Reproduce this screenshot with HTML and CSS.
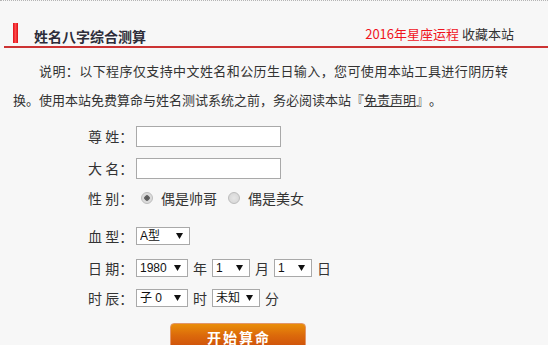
FILE: index.html
```html
<!DOCTYPE html>
<html lang="zh">
<head>
<meta charset="utf-8">
<title>姓名八字综合测算</title>
<link rel="stylesheet" href="styles.css">
</head>
<body>
<div class="page">
  <div class="head">
    <div class="title"><span class="mark"></span><span class="title-text">姓名八字综合测算</span></div>
    <div class="links"><a class="red" href="#">2016年星座运程</a> <a href="#">收藏本站</a></div>
  </div>
  <p class="intro">说明：以下程序仅支持中文姓名和公历生日输入，您可使用本站工具进行阴历转换。使用本站免费算命与姓名测试系统之前，务必阅读本站『<a href="#">免责声明</a>』。</p>
  <form class="form">
    <div class="row"><span class="lbl">尊 姓：</span><input class="txt" type="text"></div>
    <div class="row"><span class="lbl">大 名：</span><input class="txt" type="text"></div>
    <div class="row"><span class="lbl">性 别：</span>
      <label class="opt"><input class="radio" type="radio" name="sex" checked>偶是帅哥</label>
      <label class="opt"><input class="radio" type="radio" name="sex">偶是美女</label>
    </div>
    <div class="row"><span class="lbl">血 型：</span>
      <span class="sel w54"><select><option>A型</option><option>B型</option><option>O型</option><option>AB型</option></select></span>
    </div>
    <div class="row"><span class="lbl">日 期：</span>
      <span class="sel w52"><select><option>1980</option></select></span><span class="unit">年</span>
      <span class="sel w38"><select><option>1</option></select></span><span class="unit">月</span>
      <span class="sel w38"><select><option>1</option></select></span><span class="unit">日</span>
    </div>
    <div class="row"><span class="lbl">时 辰：</span>
      <span class="sel w52"><select><option>子 0</option></select></span><span class="unit">时</span>
      <span class="sel w48"><select><option>未知</option></select></span><span class="unit">分</span>
    </div>
    <div class="btn-row"><button class="btn" type="button">开始算命</button></div>
  </form>
</div>
</body>
</html>
```
FILE: styles.css
```css
html, body {
  margin: 0;
  padding: 0;
  background: #f7f7f7;
}
body {
  font-family: "Noto Sans CJK SC", "Liberation Sans", sans-serif;
  font-size: 14px;
  color: #333;
}
.page {
  width: 548px;
  height: 345px;
  overflow: hidden;
  border-top: 1px dotted #b4b4b4;
  box-sizing: border-box;
}
.head {
  margin: 0 0 0 4px;
  height: 45px;
  border-bottom: 2px solid #cc3333;
  display: flex;
  justify-content: space-between;
  align-items: flex-end;
}
.title {
  display: flex;
  align-items: flex-end;
  padding-bottom: 3px;
}
.mark {
  display: block;
  width: 5px;
  height: 20px;
  margin-left: 9px;
  background: linear-gradient(to right, #e0101a, #ff4a4a 50%, #d80d14);
}
.title-text {
  margin-left: 16px;
  font-size: 14px;
  font-weight: bold;
  color: #2d2d3a;
  line-height: 16px;
  position: relative;
  top: 1px;
}
.links {
  padding-right: 34px;
  padding-bottom: 4px;
  font-size: 13px;
  line-height: 16px;
}
.links a {
  color: #333;
  text-decoration: none;
}
.links a.red {
  color: #f0141e;
}
.intro {
  margin: 0;
  width: 495px;
  padding: 8px 0 0 13px;
  text-indent: 26px;
  text-align: justify;
  line-height: 29px;
  font-size: 13px;
  text-spacing-trim: space-all;
}
.intro a {
  color: #333;
  text-decoration: underline;
}
.form {
  display: flex;
  flex-direction: column;
}
.row {
  display: flex;
  align-items: center;
  height: 20px;
  padding-left: 88px;
  margin-top: 12px;
}
.row:nth-child(1) { margin-top: 12px; }
.row:nth-child(2) { margin-top: 12px; }
.row:nth-child(3) { margin-top: 10px; }
.row:nth-child(4) { margin-top: 18px; }
.row:nth-child(5) { margin-top: 12px; }
.row:nth-child(6) { margin-top: 10px; }
.lbl {
  width: 48px;
  white-space: pre;
}
.txt {
  box-sizing: border-box;
  width: 145px;
  height: 21px;
  margin: 0;
  border: 1px solid #a9a9a9;
  background: #fff;
  padding: 0 3px;
  outline: none;
}
.opt {
  display: flex;
  align-items: center;
  margin-right: 6px;
}
.radio {
  appearance: none;
  -webkit-appearance: none;
  box-sizing: border-box;
  width: 12px;
  height: 12px;
  margin: 0 8px 0 5px;
  border-radius: 50%;
  border: 1px solid #bcbcbc;
  background: radial-gradient(circle, #e6e6e6 0, #d4d4d4 100%);
}
.radio:checked {
  background: radial-gradient(circle, #555 0, #666 2.5px, #d8d8d8 3px, #e2e2e2 100%);
}
.sel {
  position: relative;
  display: inline-block;
  box-sizing: border-box;
  height: 18px;
  border: 1px solid #a9a9a9;
  background: #fff;
}
.sel select {
  appearance: none;
  -webkit-appearance: none;
  display: block;
  border: 0;
  margin: 0;
  background: transparent;
  width: 100%;
  height: 16px;
  padding: 0 0 0 3px;
  font-family: "Liberation Sans", "Noto Sans CJK SC", sans-serif;
  font-size: 12px;
  color: #111;
  outline: none;
}
.sel::after {
  content: "";
  position: absolute;
  right: 6px;
  top: 5px;
  width: 7px;
  height: 6px;
  background: #111;
  clip-path: polygon(0 0, 100% 0, 50% 100%);
  pointer-events: none;
}
.w54 { width: 54px; }
.w52 { width: 52px; }
.w48 { width: 48px; }
.w38 { width: 38px; }
.unit {
  margin: 0 5px;
}
.btn-row {
  padding-left: 170px;
  margin-top: 15px;
}
.btn {
  box-sizing: border-box;
  width: 136px;
  height: 30px;
  border: 1px solid #e3966a;
  border-radius: 4px;
  background: linear-gradient(to bottom, #e98e0a 0%, #dc6a0b 40%, #c9470c 100%);
  color: #fff;
  font-family: "Noto Sans CJK SC", sans-serif;
  font-weight: bold;
  font-size: 14px;
  letter-spacing: 2px;
  padding: 0 0 2px 2px;
  line-height: 24px;
}
```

# # #

--- PROBLEM DESCRIPTION ---
Transcribe the preceding listing in its entirety and with exact wording, leaving out pictures.

--- REPLY ---
Reproduce this screenshot with HTML and CSS.
FILE: index.html
```html
<!DOCTYPE html>
<html lang="zh">
<head>
<meta charset="utf-8">
<title>姓名八字综合测算</title>
<link rel="stylesheet" href="styles.css">
</head>
<body>
<div class="page">
  <div class="head">
    <div class="title"><span class="mark"></span><span class="title-text">姓名八字综合测算</span></div>
    <div class="links"><a class="red" href="#">2016年星座运程</a> <a href="#">收藏本站</a></div>
  </div>
  <p class="intro">说明：以下程序仅支持中文姓名和公历生日输入，您可使用本站工具进行阴历转换。使用本站免费算命与姓名测试系统之前，务必阅读本站『<a href="#">免责声明</a>』。</p>
  <form class="form">
    <div class="row"><span class="lbl">尊 姓：</span><input class="txt" type="text"></div>
    <div class="row"><span class="lbl">大 名：</span><input class="txt" type="text"></div>
    <div class="row"><span class="lbl">性 别：</span>
      <label class="opt"><input class="radio" type="radio" name="sex" checked>偶是帅哥</label>
      <label class="opt"><input class="radio" type="radio" name="sex">偶是美女</label>
    </div>
    <div class="row"><span class="lbl">血 型：</span>
      <span class="sel w54"><select><option>A型</option><option>B型</option><option>O型</option><option>AB型</option></select></span>
    </div>
    <div class="row"><span class="lbl">日 期：</span>
      <span class="sel w52"><select><option>1980</option></select></span><span class="unit">年</span>
      <span class="sel w38"><select><option>1</option></select></span><span class="unit">月</span>
      <span class="sel w38"><select><option>1</option></select></span><span class="unit">日</span>
    </div>
    <div class="row"><span class="lbl">时 辰：</span>
      <span class="sel w52"><select><option>子 0</option></select></span><span class="unit">时</span>
      <span class="sel w48"><select><option>未知</option></select></span><span class="unit">分</span>
    </div>
    <div class="btn-row"><button class="btn" type="button">开始算命</button></div>
  </form>
</div>
</body>
</html>
```
FILE: styles.css
```css
html, body {
  margin: 0;
  padding: 0;
  background: #f7f7f7;
}
body {
  font-family: "Noto Sans CJK SC", "Liberation Sans", sans-serif;
  font-size: 14px;
  color: #333;
}
.page {
  width: 548px;
  height: 345px;
  overflow: hidden;
  border-top: 1px dotted #b4b4b4;
  box-sizing: border-box;
}
.head {
  margin: 0 0 0 4px;
  height: 45px;
  border-bottom: 2px solid #cc3333;
  display: flex;
  justify-content: space-between;
  align-items: flex-end;
}
.title {
  display: flex;
  align-items: flex-end;
  padding-bottom: 3px;
}
.mark {
  display: block;
  width: 5px;
  height: 20px;
  margin-left: 9px;
  background: linear-gradient(to right, #e0101a, #ff4a4a 50%, #d80d14);
}
.title-text {
  margin-left: 16px;
  font-size: 14px;
  font-weight: bold;
  color: #2d2d3a;
  line-height: 16px;
  position: relative;
  top: 1px;
}
.links {
  padding-right: 34px;
  padding-bottom: 4px;
  font-size: 13px;
  line-height: 16px;
}
.links a {
  color: #333;
  text-decoration: none;
}
.links a.red {
  color: #f0141e;
}
.intro {
  margin: 0;
  width: 495px;
  padding: 8px 0 0 13px;
  text-indent: 26px;
  text-align: justify;
  line-height: 29px;
  font-size: 13px;
  text-spacing-trim: space-all;
}
.intro a {
  color: #333;
  text-decoration: underline;
}
.form {
  display: flex;
  flex-direction: column;
}
.row {
  display: flex;
  align-items: center;
  height: 20px;
  padding-left: 88px;
  margin-top: 12px;
}
.row:nth-child(1) { margin-top: 12px; }
.row:nth-child(2) { margin-top: 12px; }
.row:nth-child(3) { margin-top: 10px; }
.row:nth-child(4) { margin-top: 18px; }
.row:nth-child(5) { margin-top: 12px; }
.row:nth-child(6) { margin-top: 10px; }
.lbl {
  width: 48px;
  white-space: pre;
}
.txt {
  box-sizing: border-box;
  width: 145px;
  height: 21px;
  margin: 0;
  border: 1px solid #a9a9a9;
  background: #fff;
  padding: 0 3px;
  outline: none;
}
.opt {
  display: flex;
  align-items: center;
  margin-right: 6px;
}
.radio {
  appearance: none;
  -webkit-appearance: none;
  box-sizing: border-box;
  width: 12px;
  height: 12px;
  margin: 0 8px 0 5px;
  border-radius: 50%;
  border: 1px solid #bcbcbc;
  background: radial-gradient(circle, #e6e6e6 0, #d4d4d4 100%);
}
.radio:checked {
  background: radial-gradient(circle, #555 0, #666 2.5px, #d8d8d8 3px, #e2e2e2 100%);
}
.sel {
  position: relative;
  display: inline-block;
  box-sizing: border-box;
  height: 18px;
  border: 1px solid #a9a9a9;
  background: #fff;
}
.sel select {
  appearance: none;
  -webkit-appearance: none;
  display: block;
  border: 0;
  margin: 0;
  background: transparent;
  width: 100%;
  height: 16px;
  padding: 0 0 0 3px;
  font-family: "Liberation Sans", "Noto Sans CJK SC", sans-serif;
  font-size: 12px;
  color: #111;
  outline: none;
}
.sel::after {
  content: "";
  position: absolute;
  right: 6px;
  top: 5px;
  width: 7px;
  height: 6px;
  background: #111;
  clip-path: polygon(0 0, 100% 0, 50% 100%);
  pointer-events: none;
}
.w54 { width: 54px; }
.w52 { width: 52px; }
.w48 { width: 48px; }
.w38 { width: 38px; }
.unit {
  margin: 0 5px;
}
.btn-row {
  padding-left: 170px;
  margin-top: 15px;
}
.btn {
  box-sizing: border-box;
  width: 136px;
  height: 30px;
  border: 1px solid #e3966a;
  border-radius: 4px;
  background: linear-gradient(to bottom, #e98e0a 0%, #dc6a0b 40%, #c9470c 100%);
  color: #fff;
  font-family: "Noto Sans CJK SC", sans-serif;
  font-weight: bold;
  font-size: 14px;
  letter-spacing: 2px;
  padding: 0 0 2px 2px;
  line-height: 24px;
}
```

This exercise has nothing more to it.